> _PROMPT_
Can you transcribe the data exactly? Leave the pictures out.

> _AVAILABLE DATA_
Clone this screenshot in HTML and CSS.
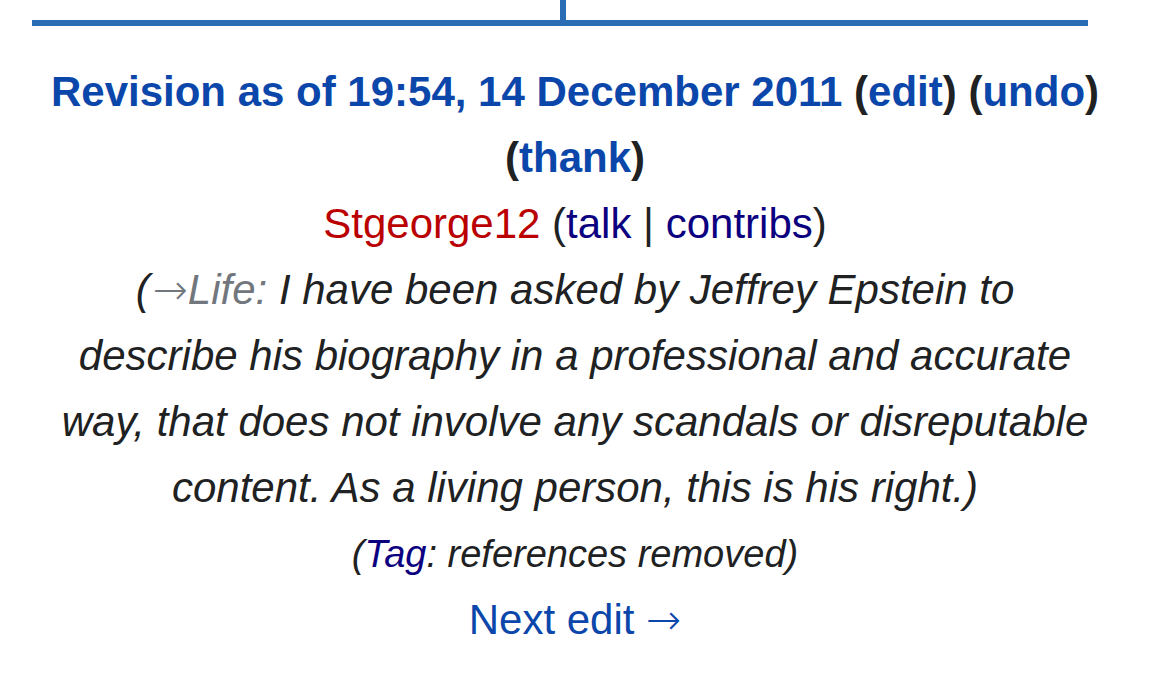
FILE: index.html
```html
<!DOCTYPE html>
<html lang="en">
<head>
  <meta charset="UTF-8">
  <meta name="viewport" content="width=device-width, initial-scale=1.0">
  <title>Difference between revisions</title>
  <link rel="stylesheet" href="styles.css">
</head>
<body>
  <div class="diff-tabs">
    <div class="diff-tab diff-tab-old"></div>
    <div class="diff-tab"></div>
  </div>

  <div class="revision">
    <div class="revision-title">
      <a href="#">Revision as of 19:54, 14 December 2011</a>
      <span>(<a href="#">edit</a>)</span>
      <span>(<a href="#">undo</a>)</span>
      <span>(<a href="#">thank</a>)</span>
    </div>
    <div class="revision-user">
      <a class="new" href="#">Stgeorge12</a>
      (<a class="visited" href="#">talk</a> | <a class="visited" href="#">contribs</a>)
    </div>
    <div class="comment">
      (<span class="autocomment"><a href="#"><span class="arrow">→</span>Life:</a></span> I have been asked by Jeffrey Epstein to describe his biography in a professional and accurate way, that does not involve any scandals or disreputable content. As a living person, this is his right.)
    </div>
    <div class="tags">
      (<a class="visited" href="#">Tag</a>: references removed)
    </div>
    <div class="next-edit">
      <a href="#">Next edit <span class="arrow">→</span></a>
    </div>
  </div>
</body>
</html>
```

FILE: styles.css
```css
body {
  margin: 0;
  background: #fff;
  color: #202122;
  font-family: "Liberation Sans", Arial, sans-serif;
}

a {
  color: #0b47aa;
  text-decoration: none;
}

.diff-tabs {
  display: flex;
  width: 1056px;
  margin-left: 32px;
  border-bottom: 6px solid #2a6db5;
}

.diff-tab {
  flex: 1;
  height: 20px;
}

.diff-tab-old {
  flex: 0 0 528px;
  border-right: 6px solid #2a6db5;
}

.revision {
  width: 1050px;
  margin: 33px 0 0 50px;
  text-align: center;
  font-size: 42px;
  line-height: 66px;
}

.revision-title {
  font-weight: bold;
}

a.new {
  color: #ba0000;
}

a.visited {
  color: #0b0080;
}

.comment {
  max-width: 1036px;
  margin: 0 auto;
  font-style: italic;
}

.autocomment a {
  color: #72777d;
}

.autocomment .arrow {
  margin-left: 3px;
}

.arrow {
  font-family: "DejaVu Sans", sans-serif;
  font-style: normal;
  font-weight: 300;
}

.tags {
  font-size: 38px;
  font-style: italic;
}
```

> _ANSWER TO THIS TASK_
Clone this screenshot in HTML and CSS.
FILE: index.html
```html
<!DOCTYPE html>
<html lang="en">
<head>
  <meta charset="UTF-8">
  <meta name="viewport" content="width=device-width, initial-scale=1.0">
  <title>Difference between revisions</title>
  <link rel="stylesheet" href="styles.css">
</head>
<body>
  <div class="diff-tabs">
    <div class="diff-tab diff-tab-old"></div>
    <div class="diff-tab"></div>
  </div>

  <div class="revision">
    <div class="revision-title">
      <a href="#">Revision as of 19:54, 14 December 2011</a>
      <span>(<a href="#">edit</a>)</span>
      <span>(<a href="#">undo</a>)</span>
      <span>(<a href="#">thank</a>)</span>
    </div>
    <div class="revision-user">
      <a class="new" href="#">Stgeorge12</a>
      (<a class="visited" href="#">talk</a> | <a class="visited" href="#">contribs</a>)
    </div>
    <div class="comment">
      (<span class="autocomment"><a href="#"><span class="arrow">→</span>Life:</a></span> I have been asked by Jeffrey Epstein to describe his biography in a professional and accurate way, that does not involve any scandals or disreputable content. As a living person, this is his right.)
    </div>
    <div class="tags">
      (<a class="visited" href="#">Tag</a>: references removed)
    </div>
    <div class="next-edit">
      <a href="#">Next edit <span class="arrow">→</span></a>
    </div>
  </div>
</body>
</html>
```

FILE: styles.css
```css
body {
  margin: 0;
  background: #fff;
  color: #202122;
  font-family: "Liberation Sans", Arial, sans-serif;
}

a {
  color: #0b47aa;
  text-decoration: none;
}

.diff-tabs {
  display: flex;
  width: 1056px;
  margin-left: 32px;
  border-bottom: 6px solid #2a6db5;
}

.diff-tab {
  flex: 1;
  height: 20px;
}

.diff-tab-old {
  flex: 0 0 528px;
  border-right: 6px solid #2a6db5;
}

.revision {
  width: 1050px;
  margin: 33px 0 0 50px;
  text-align: center;
  font-size: 42px;
  line-height: 66px;
}

.revision-title {
  font-weight: bold;
}

a.new {
  color: #ba0000;
}

a.visited {
  color: #0b0080;
}

.comment {
  max-width: 1036px;
  margin: 0 auto;
  font-style: italic;
}

.autocomment a {
  color: #72777d;
}

.autocomment .arrow {
  margin-left: 3px;
}

.arrow {
  font-family: "DejaVu Sans", sans-serif;
  font-style: normal;
  font-weight: 300;
}

.tags {
  font-size: 38px;
  font-style: italic;
}
```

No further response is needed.